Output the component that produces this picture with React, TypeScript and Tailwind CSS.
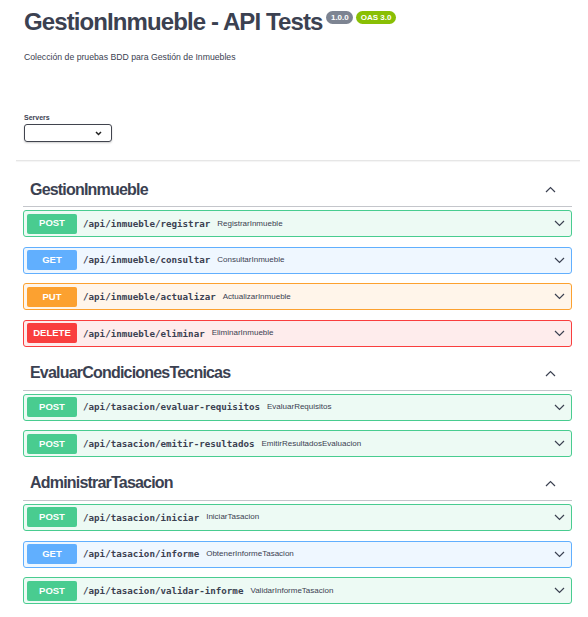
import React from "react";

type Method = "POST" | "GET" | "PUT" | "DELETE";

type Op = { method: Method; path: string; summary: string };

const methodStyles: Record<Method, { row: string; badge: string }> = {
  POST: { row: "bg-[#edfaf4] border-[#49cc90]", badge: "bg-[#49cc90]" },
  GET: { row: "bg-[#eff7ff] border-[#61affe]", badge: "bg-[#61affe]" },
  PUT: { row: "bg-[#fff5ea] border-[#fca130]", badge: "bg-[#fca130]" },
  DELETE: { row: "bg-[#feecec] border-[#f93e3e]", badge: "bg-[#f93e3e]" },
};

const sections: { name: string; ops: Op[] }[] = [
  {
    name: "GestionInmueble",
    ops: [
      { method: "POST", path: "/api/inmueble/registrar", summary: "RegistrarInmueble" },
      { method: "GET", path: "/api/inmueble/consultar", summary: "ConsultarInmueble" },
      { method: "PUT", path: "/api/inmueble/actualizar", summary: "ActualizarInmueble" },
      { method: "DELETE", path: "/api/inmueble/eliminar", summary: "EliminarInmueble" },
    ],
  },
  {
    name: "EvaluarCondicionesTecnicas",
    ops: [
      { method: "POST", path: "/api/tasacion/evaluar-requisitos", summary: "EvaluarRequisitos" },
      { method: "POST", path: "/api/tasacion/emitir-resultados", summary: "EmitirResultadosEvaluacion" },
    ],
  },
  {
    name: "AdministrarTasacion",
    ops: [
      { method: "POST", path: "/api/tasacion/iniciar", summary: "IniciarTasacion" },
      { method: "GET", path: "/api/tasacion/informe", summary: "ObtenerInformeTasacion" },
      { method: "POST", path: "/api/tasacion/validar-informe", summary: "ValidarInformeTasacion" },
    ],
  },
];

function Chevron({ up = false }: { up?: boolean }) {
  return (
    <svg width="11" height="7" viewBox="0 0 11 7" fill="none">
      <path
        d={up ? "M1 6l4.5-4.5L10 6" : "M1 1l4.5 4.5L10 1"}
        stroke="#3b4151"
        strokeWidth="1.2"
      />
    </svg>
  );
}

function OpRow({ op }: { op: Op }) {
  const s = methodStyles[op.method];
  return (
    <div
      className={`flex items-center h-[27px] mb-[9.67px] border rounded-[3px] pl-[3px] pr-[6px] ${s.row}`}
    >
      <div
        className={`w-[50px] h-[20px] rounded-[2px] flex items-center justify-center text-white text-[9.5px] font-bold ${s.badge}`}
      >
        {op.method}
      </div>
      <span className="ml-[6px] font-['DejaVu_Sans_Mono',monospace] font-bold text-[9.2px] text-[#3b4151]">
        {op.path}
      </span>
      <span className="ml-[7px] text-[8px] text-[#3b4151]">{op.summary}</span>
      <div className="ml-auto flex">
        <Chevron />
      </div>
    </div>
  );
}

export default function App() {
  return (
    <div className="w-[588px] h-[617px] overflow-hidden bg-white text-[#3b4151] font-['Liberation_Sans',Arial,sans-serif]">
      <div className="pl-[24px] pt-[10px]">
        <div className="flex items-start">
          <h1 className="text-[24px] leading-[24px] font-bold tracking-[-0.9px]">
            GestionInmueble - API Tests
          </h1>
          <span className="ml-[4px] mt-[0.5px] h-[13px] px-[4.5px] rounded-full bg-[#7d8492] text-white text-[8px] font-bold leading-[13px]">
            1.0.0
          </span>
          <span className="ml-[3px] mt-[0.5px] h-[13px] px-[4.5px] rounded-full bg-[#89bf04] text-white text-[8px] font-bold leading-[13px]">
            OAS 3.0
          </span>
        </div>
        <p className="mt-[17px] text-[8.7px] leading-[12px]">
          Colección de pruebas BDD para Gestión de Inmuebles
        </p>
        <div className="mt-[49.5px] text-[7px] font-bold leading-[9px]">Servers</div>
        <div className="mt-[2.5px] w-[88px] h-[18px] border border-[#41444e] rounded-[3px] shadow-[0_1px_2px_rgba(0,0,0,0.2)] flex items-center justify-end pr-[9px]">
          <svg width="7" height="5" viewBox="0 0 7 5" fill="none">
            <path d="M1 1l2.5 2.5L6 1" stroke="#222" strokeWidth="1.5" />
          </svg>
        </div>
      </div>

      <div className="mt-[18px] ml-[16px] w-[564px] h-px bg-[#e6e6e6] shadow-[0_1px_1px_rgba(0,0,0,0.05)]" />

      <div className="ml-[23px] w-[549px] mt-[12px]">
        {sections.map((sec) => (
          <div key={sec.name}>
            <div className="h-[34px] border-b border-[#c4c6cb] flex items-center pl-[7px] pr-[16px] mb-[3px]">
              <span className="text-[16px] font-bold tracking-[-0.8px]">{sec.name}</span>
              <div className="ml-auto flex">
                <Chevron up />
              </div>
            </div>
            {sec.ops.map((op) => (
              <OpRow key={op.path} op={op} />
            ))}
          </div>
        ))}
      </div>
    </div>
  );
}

> **Your task**: Identify and copy all lines with the word "React".

> **Exercise result**:
Output the component that produces this picture with React, TypeScript and Tailwind CSS.
import React from "react";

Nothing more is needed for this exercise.